⟨
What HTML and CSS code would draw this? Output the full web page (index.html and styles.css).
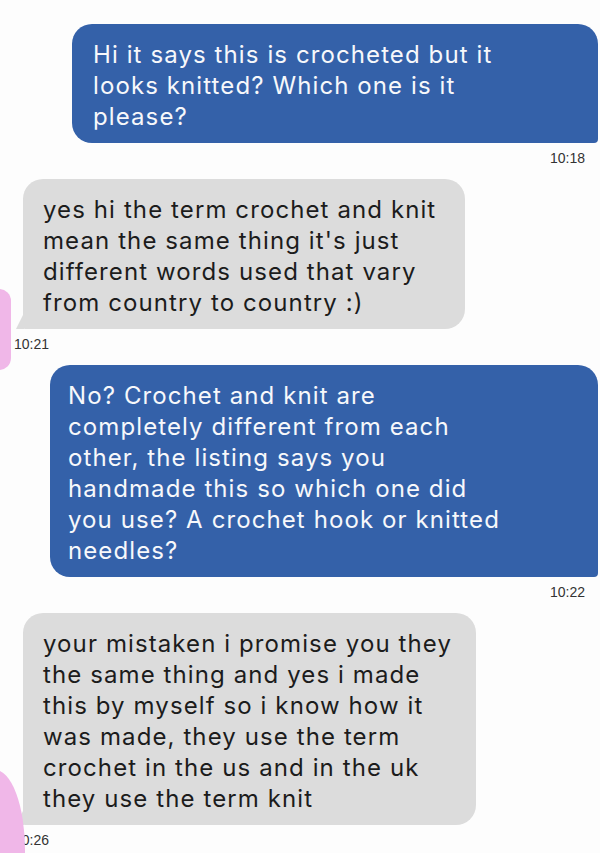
FILE: index.html
```html
<!DOCTYPE html>
<html lang="en">
<head>
    <meta charset="UTF-8">
    <meta name="viewport" content="width=device-width, initial-scale=1.0">
    <title>Messages</title>
    <link rel="stylesheet" href="styles.css">
</head>
<body>
    <div class="chat">
        <div class="msg out">
            <div class="bubble first">Hi it says this is crocheted but it<br>looks knitted? Which one is it<br>please?</div>
            <div class="time">10:18</div>
        </div>

        <div class="msg in">
            <div class="bubble second">yes hi the term crochet and knit<br>mean the same thing it's just<br>different words used that vary<br>from country to country :)</div>
            <div class="time">10:21</div>
        </div>

        <div class="msg out">
            <div class="bubble third">No? Crochet and knit are<br>completely different from each<br>other, the listing says you<br>handmade this so which one did<br>you use? A crochet hook or knitted<br>needles?</div>
            <div class="time">10:22</div>
        </div>

        <div class="msg in">
            <div class="bubble fourth">your mistaken i promise you they<br>the same thing and yes i made<br>this by myself so i know how it<br>was made, they use the term<br>crochet in the us and in the uk<br>they use the term knit</div>
            <div class="time">10:26</div>
        </div>

        <!-- avatars peeking in from the left edge -->
        <div class="avatar avatar-top"></div>
        <div class="avatar avatar-bottom"></div>
    </div>
</body>
</html>
```

FILE: styles.css
```css
/* Global Styles */
body {
    margin: 0;
    padding: 0;
    background-color: #fdfdfd;
    font-family: Inter, "Liberation Sans", sans-serif;
}

.chat {
    position: relative;
    display: flex;
    flex-direction: column;
    height: 853px;
    padding-top: 24px;
    box-sizing: border-box;
    overflow: hidden;
}

/* Message rows */
.msg {
    display: flex;
    flex-direction: column;
    margin-bottom: 13px;
}

.msg.out {
    align-items: flex-end;
    padding-right: 2px;
}

.msg.in {
    align-items: flex-start;
    padding-left: 23px;
}

.bubble {
    position: relative;
    font-size: 24px;
    line-height: 31px;
    letter-spacing: 1.1px;
    padding: 15px 20px 11px;
    border-radius: 20px;
    box-sizing: border-box;
}

.out .bubble {
    background-color: #3461a9;
    color: #f7f8fb;
    border-bottom-right-radius: 4px;
}

.in .bubble {
    background-color: #dcdcdc;
    color: #1c1c1c;
    border-bottom-left-radius: 2px;
}

/* little tail on incoming bubbles */
.in .bubble::before {
    content: "";
    position: absolute;
    left: -7px;
    bottom: 0;
    width: 8px;
    height: 16px;
    background-color: #dcdcdc;
    clip-path: polygon(100% 0, 100% 100%, 0 100%);
}

.first { width: 526px; padding-left: 21px; }
.second { width: 442px; }
.third { width: 548px; padding-left: 18px; }
.fourth { width: 453px; }

/* Timestamps */
.time {
    font-family: "Liberation Sans", Arial, sans-serif;
    font-size: 14px;
    line-height: 16px;
    color: #333;
    margin-top: 7px;
}

.out .time {
    padding-right: 13px;
}

.in .time {
    margin-left: -9px;
}

/* Avatars */
.avatar {
    position: absolute;
    background-color: #f0b7e8;
}

.avatar-top {
    left: -20px;
    top: 289px;
    width: 31px;
    height: 81px;
    border-radius: 12px;
}

.avatar-bottom {
    left: -35px;
    top: 770px;
    width: 60px;
    height: 160px;
    border-radius: 50%;
}
```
⟩
Show all lines from the data above in which the word "index" appears.

> Complete output
What HTML and CSS code would draw this? Output the full web page (index.html and styles.css).
FILE: index.html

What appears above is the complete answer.